José Antonio nació en Picassent y ha sido legionario. Pero de servir a España saltó al delito. Tiene 56 años y 22 los ha pasado en prisión, donde ha intentado quitarse la vida en varias ocasiones. Ahora tiene cáncer de colon y tiene una inquietud. Le gustaría que sus hijas le perdonarán. «A los 12 dejé la escuela y a los 13 le robé la escopeta a mi padre para atracar».
Manuel tiene 54 años y 29 de condena por atracos. Era recortador de toros y su hija la ha visto casi más a través de las rejas que en persona. Hoy está en libertad condicional, pero con otra pena: un cáncer de estómago. «No sé si la enfermedad me matará antes de acabar mi condena», reflexiona.
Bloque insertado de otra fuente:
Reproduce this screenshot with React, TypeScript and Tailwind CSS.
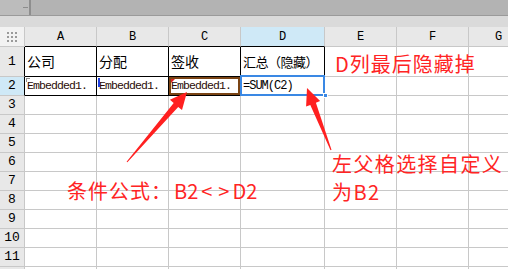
import React from "react";

const cols = [
  { k: "A", w: 72 },
  { k: "B", w: 72 },
  { k: "C", w: 72 },
  { k: "D", w: 84 },
  { k: "E", w: 72 },
  { k: "F", w: 72 },
  { k: "G", w: 60 },
];

function arrowPath(sx: number, sy: number, tx: number, ty: number, head: number, sw: number, bw: number) {
  const dx = tx - sx;
  const dy = ty - sy;
  const len = Math.hypot(dx, dy);
  const ux = dx / len;
  const uy = dy / len;
  const nx = -uy;
  const ny = ux;
  const hx = tx - ux * head;
  const hy = ty - uy * head;
  const p = [
    [sx + nx * 0.5, sy + ny * 0.5],
    [hx + nx * sw, hy + ny * sw],
    [hx + nx * bw, hy + ny * bw],
    [tx, ty],
    [hx - nx * bw, hy - ny * bw],
    [hx - nx * sw, hy - ny * sw],
    [sx - nx * 0.5, sy - ny * 0.5],
  ];
  return "M" + p.map((q) => q[0].toFixed(1) + " " + q[1].toFixed(1)).join(" L") + " Z";
}

const mono = { fontFamily: '"Liberation Mono", monospace' };
const cjk = { fontFamily: '"Noto Sans CJK SC", "Noto Sans", sans-serif' };

export default function App() {
  const rows = Array.from({ length: 10 }, (_, i) => i + 3);
  return (
    <div className="relative w-[508px] h-[269px] overflow-hidden bg-white">
      {/* top toolbar area */}
      <div className="flex h-[16px] bg-[#b3b3b3] border-b border-[#9a9a9a]">
        <div className="w-[29px] h-full bg-[#bcbcbc] flex items-center justify-end pr-[1px]">
          <div className="w-[5px] h-[1px] bg-[#8c8c8c]" />
        </div>
        <div className="w-[2px] h-full bg-[#8e8e8e]" />
        <div className="flex-1" />
      </div>
      <div className="h-[11px] bg-[#dadada]" />

      {/* column header */}
      <div className="flex h-[20px]">
        <div className="w-[25px] shrink-0 bg-[#f2f2f2] border-r border-b border-[#c8c8c8] flex items-center justify-center">
          <div className="grid grid-cols-3 gap-[2px]">
            {Array.from({ length: 9 }).map((_, i) => (
              <div key={i} className="w-[2px] h-[2px] bg-[#9a9a9a]" />
            ))}
          </div>
        </div>
        {cols.map((c, i) => (
          <div
            key={c.k}
            style={{ width: c.w, ...mono }}
            className={
              "shrink-0 flex items-center justify-center text-[12px] text-black border-r border-[#c8c8c8] border-b " +
              (i < 4 ? "border-b-black " : "border-b-[#c8c8c8] ") +
              (c.k === "D" ? "bg-[#cfe9f7]" : "bg-[#e8e8e8]")
            }
          >
            {c.k}
          </div>
        ))}
      </div>

      {/* row 1 */}
      <div className="flex h-[30px]">
        <div className="w-[25px] shrink-0 bg-[#e8e8e8] border-r border-r-black border-b border-b-[#c8c8c8] flex items-center justify-center text-[13px] text-black" style={mono}>
          1
        </div>
        {["公司", "分配", "签收", "汇总（隐藏）"].map((t, i) => (
          <div
            key={i}
            style={{ width: cols[i].w, ...cjk }}
            className={
              "shrink-0 flex items-center pl-[2px] text-black border-r border-b border-black whitespace-nowrap overflow-hidden " +
              (i === 3 ? "text-[13px] tracking-[-0.5px]" : "text-[14px]")
            }
          >
            {t}
          </div>
        ))}
        {cols.slice(4).map((c) => (
          <div key={c.k} style={{ width: c.w }} className="shrink-0 border-r border-b border-[#c8c8c8]" />
        ))}
      </div>

      {/* row 2 */}
      <div className="flex h-[19px]">
        <div className="w-[25px] shrink-0 bg-[#cfe9f7] border-r border-r-black border-b border-b-[#c8c8c8] flex items-center justify-center text-[13px] text-black" style={mono}>
          2
        </div>
        {[0, 1, 2].map((i) => (
          <div
            key={i}
            style={{ width: cols[i].w }}
            className="relative shrink-0 flex items-center pl-[2px] border-r border-b border-black whitespace-nowrap overflow-hidden"
          >
            <span className="text-[11.5px] tracking-[-0.9px] text-[#2a0c06]" style={mono}>
              Embedded1.
            </span>
            {i === 0 && <div className="absolute left-[1px] top-[1px] w-[4px] h-[4px] border-l border-t border-[#8a8a8a]" />}
            {i === 1 && <div className="absolute left-[1px] top-[1px] w-[2px] h-[9px] bg-[#2040e0]" />}
            {i === 2 && (
              <>
                <div className="absolute inset-0 border-[2px] border-[#7a4414]" />
                <div className="absolute left-[2px] top-[2px] w-0 h-0 border-t-[4px] border-t-[#e02020] border-r-[4px] border-r-transparent" />
              </>
            )}
          </div>
        ))}
        <div
          style={{ width: cols[3].w, ...mono }}
          className="relative shrink-0 flex items-center pl-[2px] border-r border-b border-black whitespace-nowrap text-[12px] tracking-[-1px] text-black"
        >
          =SUM(C2)
          <div className="absolute -left-[1px] -top-[2px] -right-[1px] -bottom-[1px] border-[2px] border-[#3a88e4]" />
          <div className="absolute -right-[4px] -bottom-[3px] w-[5px] h-[5px] bg-[#3a88e4] border border-white" />
        </div>
        {cols.slice(4).map((c) => (
          <div key={c.k} style={{ width: c.w }} className="shrink-0 border-r border-b border-[#c8c8c8]" />
        ))}
      </div>

      {/* rows 3-12 */}
      {rows.map((r) => (
        <div key={r} className="flex h-[19px]">
          <div className="w-[25px] shrink-0 bg-[#e8e8e8] border-r border-b border-[#c8c8c8] flex items-center justify-center text-[13px] text-black" style={mono}>
            {r}
          </div>
          {cols.map((c) => (
            <div key={c.k} style={{ width: c.w }} className="shrink-0 border-r border-b border-[#c8c8c8]" />
          ))}
        </div>
      ))}

      {/* annotations */}
      <div className="absolute left-[335px] top-[52px] text-[20px] leading-[24px] tracking-[1px] text-[#ff2424] whitespace-nowrap" style={cjk}>
        D列最后隐藏掉
      </div>
      <div className="absolute left-[67px] top-[179px] text-[20px] leading-[24px] text-[#ff2424] whitespace-nowrap flex" style={cjk}>
        <span className="tracking-[1px]">条件公式：</span>
        <span className="ml-[2px]">B2</span>
        <span className="ml-[3px]">&lt;</span>
        <span className="ml-[6px]">&gt;</span>
        <span className="ml-[3px]">D2</span>
      </div>
      <div className="absolute left-[332px] top-[150px] text-[20px] leading-[28px] tracking-[1.4px] text-[#ff2424] whitespace-nowrap" style={cjk}>
        <div>左父格选择自定义</div>
        <div>为B2</div>
      </div>

      <svg className="absolute left-0 top-0" width="508" height="269" viewBox="0 0 508 269">
        <path d={arrowPath(127, 162, 187, 92, 17, 3, 8)} fill="#ff2020" />
        <path d={arrowPath(331, 150, 307, 88, 17, 3, 7.5)} fill="#ff2020" />
      </svg>
    </div>
  );
}
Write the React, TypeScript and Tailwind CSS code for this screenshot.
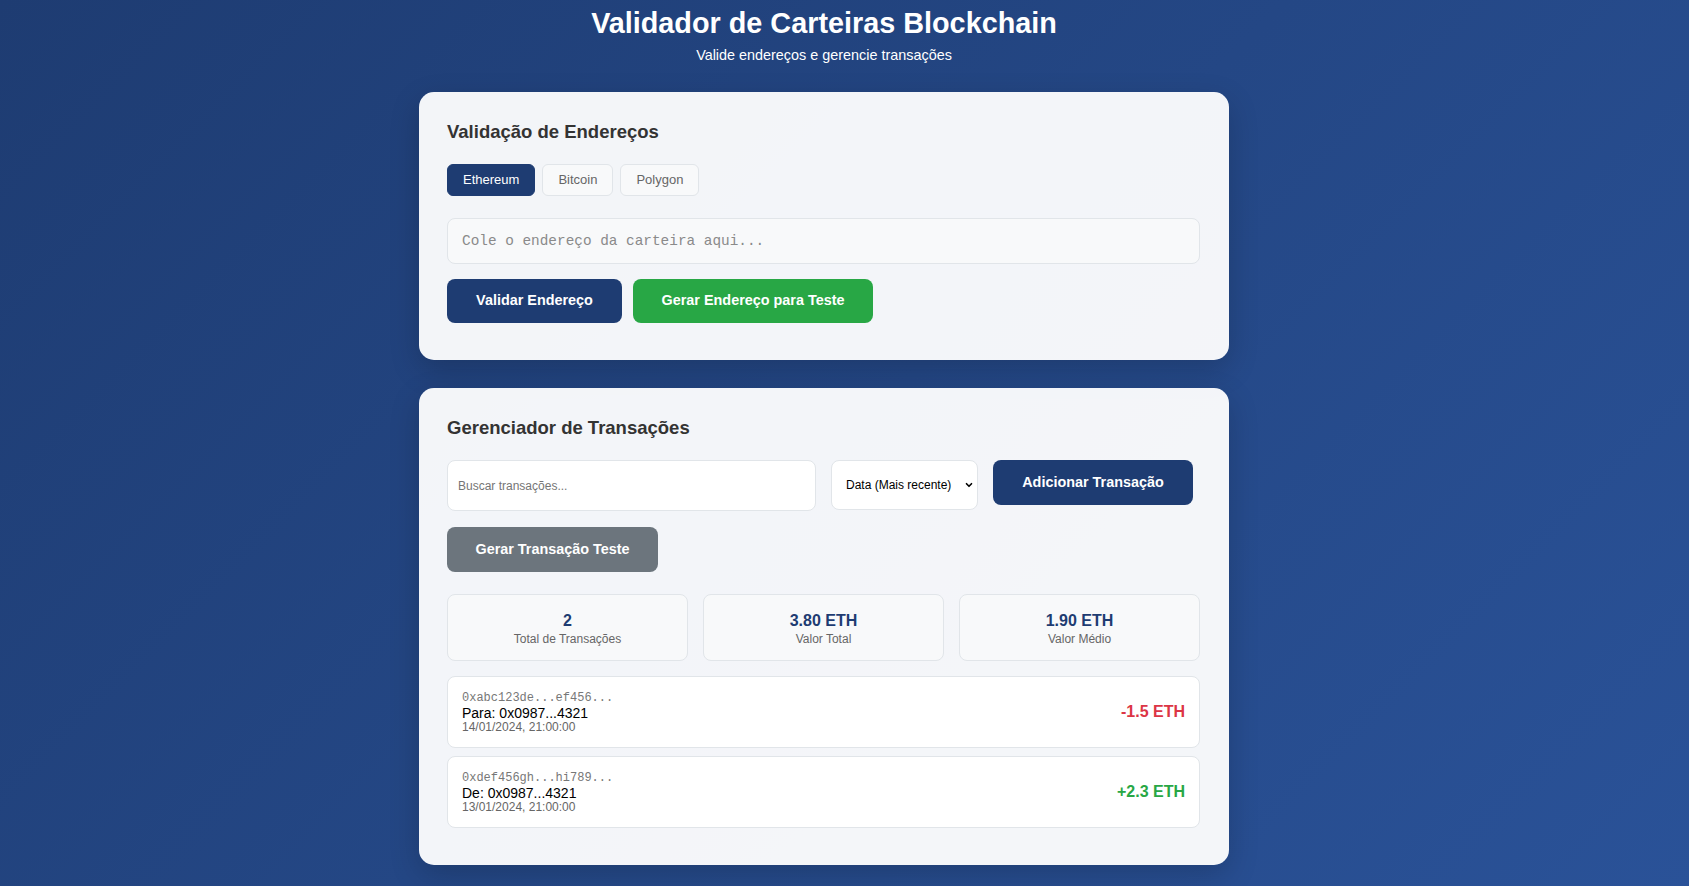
import { useState } from 'react';
import { ChevronDown } from 'lucide-react';

const transactions = [
  { hash: '0xabc123de...ef456...', label: 'Para: 0x0987...4321', date: '14/01/2024, 21:00:00', amount: '-1.5 ETH', out: true },
  { hash: '0xdef456gh...hi789...', label: 'De: 0x0987...4321', date: '13/01/2024, 21:00:00', amount: '+2.3 ETH', out: false },
];

const stats = [
  { value: '2', label: 'Total de Transações' },
  { value: '3.80 ETH', label: 'Valor Total' },
  { value: '1.90 ETH', label: 'Valor Médio' },
];

const networks = ['Ethereum', 'Bitcoin', 'Polygon'];

const App = () => {
  const [network, setNetwork] = useState('Ethereum');
  const [address, setAddress] = useState('');
  const [search, setSearch] = useState('');

  return (
    <div
      className="min-h-screen bg-[linear-gradient(135deg,#1e3c72_0%,#2a5298_100%)] pr-[41px] pb-[22px] flex justify-center"
      style={{ fontFamily: '"Liberation Sans", Arial, sans-serif' }}
    >
      <div className="w-[810px]">
        {/* Header */}
        <header className="pt-[7px] text-center text-white">
          <h1 className="text-[28.8px] leading-[33px] font-bold">Validador de Carteiras Blockchain</h1>
          <p className="mt-[7px] text-[14.4px] leading-[17px] text-white">Valide endereços e gerencie transações</p>
        </header>

        {/* Address validation */}
        <section className="mt-[28px] rounded-[15px] bg-white/95 pl-[28px] pr-[29px] pt-[29px] pb-[37px] shadow-[0_10px_30px_rgba(0,0,0,0.18)]">
          <h2 className="text-[18.5px] leading-[21px] font-bold text-[#333]">Validação de Endereços</h2>

          <div className="mt-[22px] flex gap-[7px]">
            {networks.map((n) => (
              <button
                key={n}
                onClick={() => setNetwork(n)}
                className={
                  n === network
                    ? 'h-[32px] px-[15px] rounded-[6px] border border-[#1e3c72] bg-[#1e3c72] text-white text-[13px]'
                    : 'h-[32px] px-[15px] rounded-[6px] border border-[#e1e5e9] bg-[#f8f9fa] text-[#666] text-[13px]'
                }
              >
                {n}
              </button>
            ))}
          </div>

          <input
            value={address}
            onChange={(e) => setAddress(e.target.value)}
            placeholder="Cole o endereço da carteira aqui..."
            className="mt-[22px] block w-full h-[46px] px-[14px] rounded-[8px] border border-[#e1e5e9] bg-[#f8f9fa] text-[14.4px] text-[#333] placeholder:text-[#8a8a8a] outline-none"
            style={{ fontFamily: '"Liberation Mono", "Courier New", monospace' }}
          />

          <div className="mt-[15px] flex gap-[11px]">
            <button className="h-[44px] w-[175px] rounded-[8px] bg-[#1e3c72] text-white text-[14.4px] font-bold">
              Validar Endereço
            </button>
            <button className="h-[44px] w-[240px] rounded-[8px] bg-[#28a745] text-white text-[14.4px] font-bold">
              Gerar Endereço para Teste
            </button>
          </div>
        </section>

        {/* Transaction manager */}
        <section className="mt-[28px] rounded-[15px] bg-white/95 pl-[28px] pr-[29px] pt-[29px] pb-[37px] shadow-[0_10px_30px_rgba(0,0,0,0.18)]">
          <h2 className="text-[18.5px] leading-[21px] font-bold text-[#333]">Gerenciador de Transações</h2>

          <div className="mt-[22px] flex items-start gap-[15px]">
            <input
              value={search}
              onChange={(e) => setSearch(e.target.value)}
              placeholder="Buscar transações..."
              className="h-[51px] w-[369px] px-[10px] rounded-[8px] border border-[#e1e5e9] bg-white text-[12px] text-[#333] placeholder:text-[#757575] outline-none"
            />
            <div className="relative h-[50px] w-[147px]">
              <select className="h-full w-full appearance-none pl-[14px] pr-[24px] rounded-[8px] border border-[#e1e5e9] bg-white text-[12px] text-black outline-none">
                <option>Data (Mais recente)</option>
                <option>Data (Mais antiga)</option>
                <option>Valor (Maior)</option>
                <option>Valor (Menor)</option>
              </select>
              <ChevronDown className="pointer-events-none absolute right-[4px] top-[20px] w-[10px] h-[10px] text-black" strokeWidth={4} />
            </div>
            <button className="h-[45px] w-[200px] rounded-[8px] bg-[#1e3c72] text-white text-[14.4px] font-bold">
              Adicionar Transação
            </button>
          </div>

          <button className="mt-[16px] h-[45px] w-[211px] rounded-[8px] bg-[#6c757d] text-white text-[14.4px] font-bold">
            Gerar Transação Teste
          </button>

          <div className="mt-[22px] grid grid-cols-3 gap-[15px]">
            {stats.map((s) => (
              <div
                key={s.label}
                className="h-[67px] pt-[17px] rounded-[8px] border border-[#e1e5e9] bg-[#f8f9fa] text-center"
              >
                <div className="text-[16px] leading-[18px] font-bold text-[#1e3c72]">{s.value}</div>
                <div className="mt-[2px] text-[12px] leading-[14px] text-[#666]">{s.label}</div>
              </div>
            ))}
          </div>

          <div className="mt-[15px] flex flex-col gap-[8px]">
            {transactions.map((t) => (
              <div
                key={t.hash}
                className="h-[72px] px-[14px] pt-[14px] rounded-[8px] border border-[#e1e5e9] bg-white flex justify-between"
              >
                <div>
                  <div
                    className="text-[12px] leading-[14px] text-[#777]"
                    style={{ fontFamily: '"Liberation Mono", "Courier New", monospace' }}
                  >
                    {t.hash}
                  </div>
                  <div className="text-[14px] leading-[16px] text-black">{t.label}</div>
                  <div className="text-[12px] leading-[12px] text-[#666]">{t.date}</div>
                </div>
                <div
                  className={
                    t.out
                      ? 'self-center -mt-[14px] text-[16px] font-bold text-[#dc3545]'
                      : 'self-center -mt-[14px] text-[16px] font-bold text-[#28a745]'
                  }
                >
                  {t.amount}
                </div>
              </div>
            ))}
          </div>
        </section>
      </div>
    </div>
  );
};

export default App;
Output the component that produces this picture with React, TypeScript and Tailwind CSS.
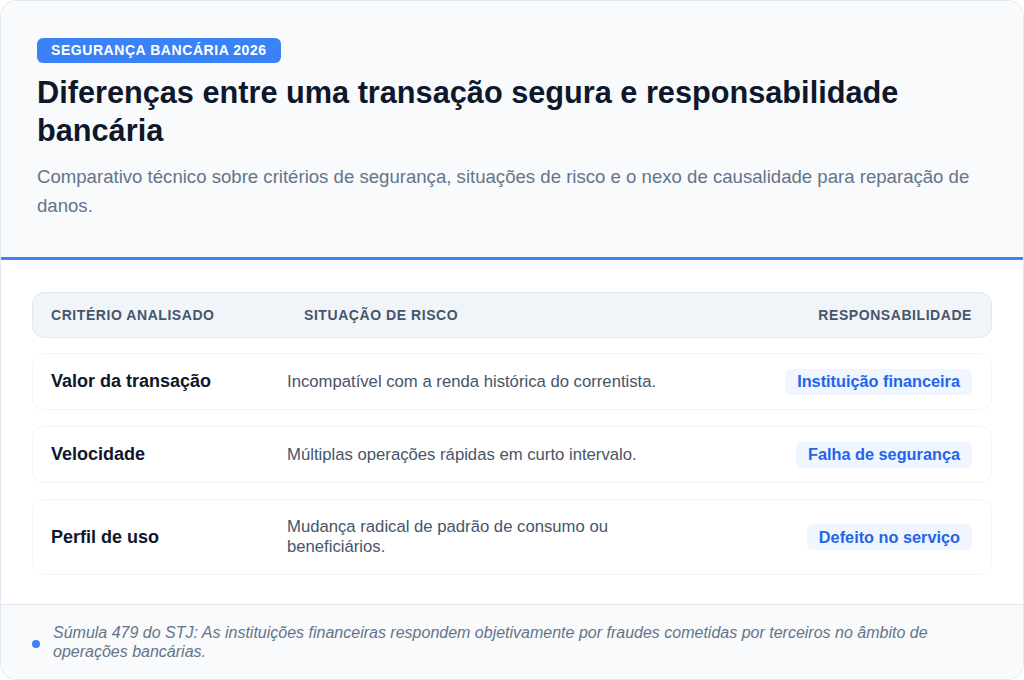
const rows = [
  {
    criterio: "Valor da transação",
    situacao: "Incompatível com a renda histórica do correntista.",
    resp: "Instituição financeira",
    h: "h-[57px]",
  },
  {
    criterio: "Velocidade",
    situacao: "Múltiplas operações rápidas em curto intervalo.",
    resp: "Falha de segurança",
    h: "h-[57px]",
  },
  {
    criterio: "Perfil de uso",
    situacao: "Mudança radical de padrão de consumo ou beneficiários.",
    resp: "Defeito no serviço",
    h: "h-[76px]",
  },
];

export default function App() {
  return (
    <div
      className="w-[1024px] h-[680px] bg-white"
      style={{ fontFamily: '"Liberation Sans", Arial, sans-serif' }}
    >
      <div className="h-full flex flex-col rounded-2xl border border-slate-200 overflow-hidden">
        {/* header */}
        <div className="bg-[#f8fafc] px-[36px] pt-[37px] pb-[37px] border-b-[3px] border-[#3b82f6]">
          <span className="inline-flex items-center h-[25px] px-[14px] rounded-md bg-[#3b82f6] text-white text-[14px] font-bold tracking-[0.04em]">
            SEGURANÇA BANCÁRIA 2026
          </span>
          <h1 className="mt-[11px] text-[30.7px] leading-[38px] font-bold text-[#0f172a] pr-[60px]">
            Diferenças entre uma transação segura e responsabilidade bancária
          </h1>
          <p className="mt-[12px] text-[18.6px] leading-[29px] text-[#64748b] pr-[10px]">
            Comparativo técnico sobre critérios de segurança, situações de risco e o nexo de
            causalidade para reparação de danos.
          </p>
        </div>

        {/* table */}
        <div className="flex-1 px-[31px] pt-[32px]">
          <div className="flex items-center h-[46px] rounded-xl bg-[#f1f5f9] border border-slate-200 pl-[18px] pr-[19px] text-[14px] font-bold tracking-[0.04em] text-[#475569]">
            <div className="w-[253px]">CRITÉRIO ANALISADO</div>
            <div className="flex-1">SITUAÇÃO DE RISCO</div>
            <div>RESPONSABILIDADE</div>
          </div>
          <div className="mt-[15px] flex flex-col gap-[16px]">
            {rows.map((r) => (
              <div
                key={r.criterio}
                className={`flex items-center ${r.h} rounded-xl border border-slate-100 bg-white pl-[18px] pr-[19px]`}
              >
                <div className="w-[236px] text-[18px] font-bold text-[#0f172a]">{r.criterio}</div>
                <div className="w-[370px] text-[16.7px] leading-[20px] text-[#475569]">
                  {r.situacao}
                </div>
                <div className="flex-1 flex justify-end">
                  <span className="inline-flex items-center h-[26px] px-[12px] rounded-md bg-[#eff6ff] text-[16.3px] font-bold text-[#2563eb]">
                    {r.resp}
                  </span>
                </div>
              </div>
            ))}
          </div>
        </div>

        {/* footer */}
        <div className="h-[75px] bg-[#f8fafc] border-t border-slate-200 flex items-center pl-[31px] pr-[40px]">
          <span className="w-[8px] h-[8px] rounded-full bg-[#3b82f6] shrink-0 mt-[3px]"></span>
          <p className="ml-[13px] text-[16px] leading-[19px] italic text-[#64748b]">
            Súmula 479 do STJ: As instituições financeiras respondem objetivamente por fraudes
            cometidas por terceiros no âmbito de operações bancárias.
          </p>
        </div>
      </div>
    </div>
  );
}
En 'Brechas' también conocemos a Patricia. Ella es una argentina, con ascendientes ucranianos y judíos. Hija de padres alcohólicos y con problemas mentales, se ha dedicado a la artesanía y echa las cartas del tarot. Vive en un piso compartido. «Al salir de la cárcel, la calle me horrorizaba».
Serguéi es apátrida. No tiene pasaporte y ningún estado le reconoce. Es alcohólico y vive en la calle. «No pertenezco a ningún sitio», zanja escuetamente.
Mustapha lleva 30 años en España intentando regularizarse. Según los organizadores de la exposición, en su caso «los inconvenientes han sido primero las drogas después los antecedentes». Por último, «la desidia institucional» Recientemente, ha conseguido su permiso. Sus palabras son de agradecimiento: «Ha habido un voluntario que me ha salvado la vida».
David es electromecánico industrial. Se define como nervioso e impulsivo. Acabó en prisión por sucesivos quebrantamientos de una orden de alejamiento y le gustaría tener una casa en el campo. «Reconozco que todavía no estoy reinsertado», admite.
Como tantos otros, Osorio vino desde Colombia para intentar mejorar su vida en España. Hoy necesita tratamiento por su salud mental. Perdió a sus padres al entrar en prisión y toda su experiencia laboral es en la hostelería, pero sus problemas con el alcohol ponen en riesgo su inserción. Siente que su vida es un bucle: «Después de 15 años en España me encuentro en el mismo punto que cuando llegue».
La muerte de su esposa ha marcado a Sunday para siempre. Ella murió y él se fue de África para transitar su duelo. Sus riñones dejaron de funcionar y para pagar su operación hizo de mula (portador de droga al servicio de redes de narcotráfico). Tras nueve años de espera, un trasplante le salvó la vida. Está convencido de que vive por su fe más que por su fuerza y poder. Vive al día, sin suelo firme en su destino. «Somos viajeros y no sabemos dónde vamos a estar mañana», sentencia.
La juventud de la exposición la pone Andrei. De 21 años y nacido en Moscú. Con dos años fue adoptado por una pareja de Catarroja y se tatuó sus nombres en las mejillas. Pero la adicción truncó su camino y le llevó a conflictos en casa. Acabó con una orden de alejamiento y viviendo en la calle. Y allí sigue, perdido. Antes, expresó su historia: «Me hicieron bullying. Empecé a consumir drogas para sentirme parte del grupo».
Pero del dolor y el delito, también emerge el amor. Isabel y José han cumplido largas condenas, todas por robos. Se conocieron en prisión y se casaron allí. Él la esperó para salir juntos en tercer grado. Ahora consideran que están en el mejor momento de su vida. «La cárcel no nos ha dejado secuelas».